Long Island has had its share of nationally covered sex crimes — from the Friedmans of Great Neck, whose strange tale was documented in the film “Capturing the Friedmans,” to the Katie Beers dungeon case — and Ms. Ahearn has harnessed the issue to attain national prominence.


She is on a first-name basis with elected officials and has gained folk-hero status in many neighborhoods dense with sex offenders.


Ms. Ahearn, a mother of two, was studying to become a social worker when New York State enacted Megan’s Law in 1995, and she found that it was difficult, despite the new disclosure requirements, to get the names and addresses of local sex offenders from the authorities. So she began pressuring politicians and the police, all the while compiling her own local registry and posting it online, complete with offenders’ addresses and graphic details about their crimes.

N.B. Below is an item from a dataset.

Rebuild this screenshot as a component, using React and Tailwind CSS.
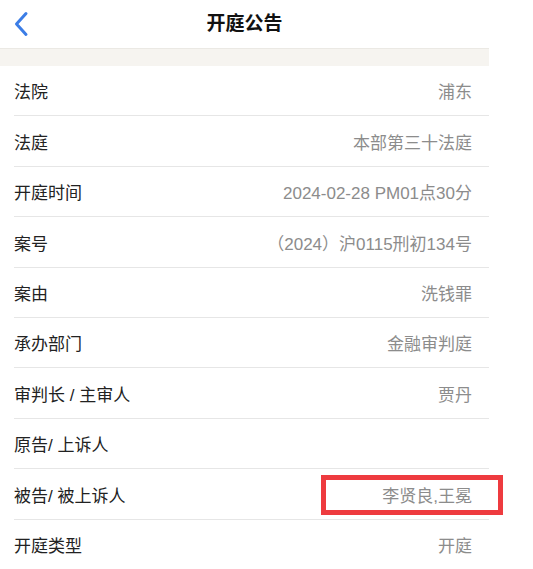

Publicizing such details has provoked anger among those on Ms. Ahearn’s registry, and after numerous threatening phone calls, she moved her office out of her home in 2000. At the strip mall, one room holds a mock witness stand and stenography machine that are used to familiarize children with the setting before they testify in court. Ms. Ahearn’s office walls are lined with photographs of politicians and notorious sex offenders, and drawings by victimized children.


On Tuesday, workers were cross-checking registry information and preparing updates for school districts and community groups, based on the latest state data and notifications mailed from dozens of local police departments, a vital source of information on Level 1 offenders.


Early on, volunteers would gather information by visiting local police departments and hand-copying details to type later into the database. The group distributed the information to schools and community groups by mail or in person. Though much of the latest information is now computerized, the group still has a huge number of files in binders, labeled by ZIP code, by last name and by offender level.


“These people navigate under the radar screen,” Ms. Ahearn said of the offenders. “We want them to know they’re being watched.”